4)In the mean time, a few crazy network operators would actually 
subscribe to the "Aggregation Route Server."  It might be a guy with 
an ASN and a /24 in his apartment, or a small company with an 
underpowered router that's facing an upgrade and wants to try to 
change the world, maybe a small host  or ISP, or whatever.  Or maybe 
a larger organization might actually be insane enough to apply this 
to all of their border routers.

"Crazy" is the key operator here.  And I mean that in a good way. 
:-)  It's crazy that the net even works... just announce some routes, 
and the world accepts them?  Now *THAT'S* crazy!

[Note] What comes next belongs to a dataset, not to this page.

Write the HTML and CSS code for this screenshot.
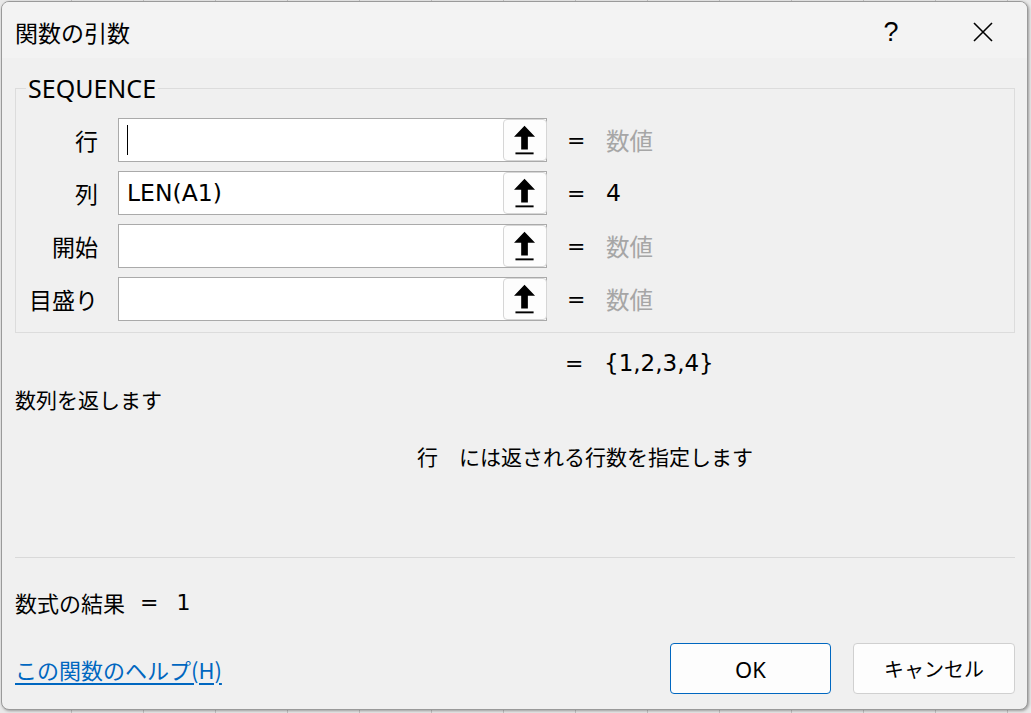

The whole idea is a terror tactic like weapons of mass destruction 
and mine fields. And email RBLs.  Remember when some through RBLs to 
be crazy?  Who would block email and cause collateral damage for 
themselves just to stop a few spams? Turned out that the answer to 
that question was "Everybody." Getting blacklisted had quite an 
affect on people, and that alone closed a lot of open relays.  Being 
responsible, and working to fight spam wasn't enough.  It took a 
terror weapon like RBLs to get people to close their relays.  I 
maintain that we are at the same point with the routing table.  It 
would provide motivation to aggregate,to stay as far away from that 
top 30 list as possible.   And because the rest of the world wouldn't 
actually know WHO is subscribed, or what impact it might actually 
have, or if say, a large tier-1 nsp might actually subscribe to it 
just to be belligerent (tired of needing more RAM for their core 
routers, and can make a crazy business case for it [didn't Sprint do 
something like that a long time ago or something?] ) or actually just 
plan crazy.

Maybe no one would join.  That's OK too.  The dirty thirty 
participants don't get to know that information.  No one would know 
except for the operators of the (free) service.  Because while you 
may have to be crazy to subscribe to it, you'd have to be equally 
crazy to sit on the top of the dirty thirty, and ignore the warnings 
that you might be black holed.  Maybe a single tier-1 nsp decides to 
use it.  That's pretty significant. Fight crazy with more crazy!

5)After 60 days, if the network that was in the top 5 to qualify 
hasn't moved out of the dirty thirty all together, actually go add 
all their un-aggregated space to the route server.  Because we only 
really want to block the more specifics that are causing the bloat....

5a)Continuously monitor the actually global routing table, in 
somewhat real time... when they get aggregated, stop the madness 
immediately, and automagically.

6)Avoid lawsuits.  Or get sued.  Or fold and comply with the lawyers' 
demands.  Whatever.
(I don't have a solution to this.... it's just a general 
requirement... I didn't say this would be easy, or even possible to 
operate in a sustainable manor.... I'm just saying that it is 
technically possible.  Logic would dictate that RBL operators 
*shouldn't* be liable to lawsuits from spammers, but this is a pretty 
messed up world....)

7)Check to see if there routing suddenly becomes more aggregated.  At 
some point, of the table as aggregated enough, it's not worth 
continuing.  The point is maximize gains (go after the worst 
offenders, and scare everyone else in to being responsible too) with 
minimal effort.  It's not possible to max aggregate everything, and 
that's not the point.  The point is to get the worst of the worst to 
be more responsible.

Unfortunately, experience has taught me that there will always be 
plenty of irresponsible and/or clueless people to go around.  So it 
very well may be a never ending process.

8)Return to step 1.

I've got some old routers sitting around, and a network to host them 
on..... I've wanted to do this now for quite some time, but don't 
have the time resources to make it all work.  Anyone game to help me 
out with this?  It's just crazy enough to work.  Or am *I* just crazy 
for thinking so?

"I'll reboot mine, if you reboot yours."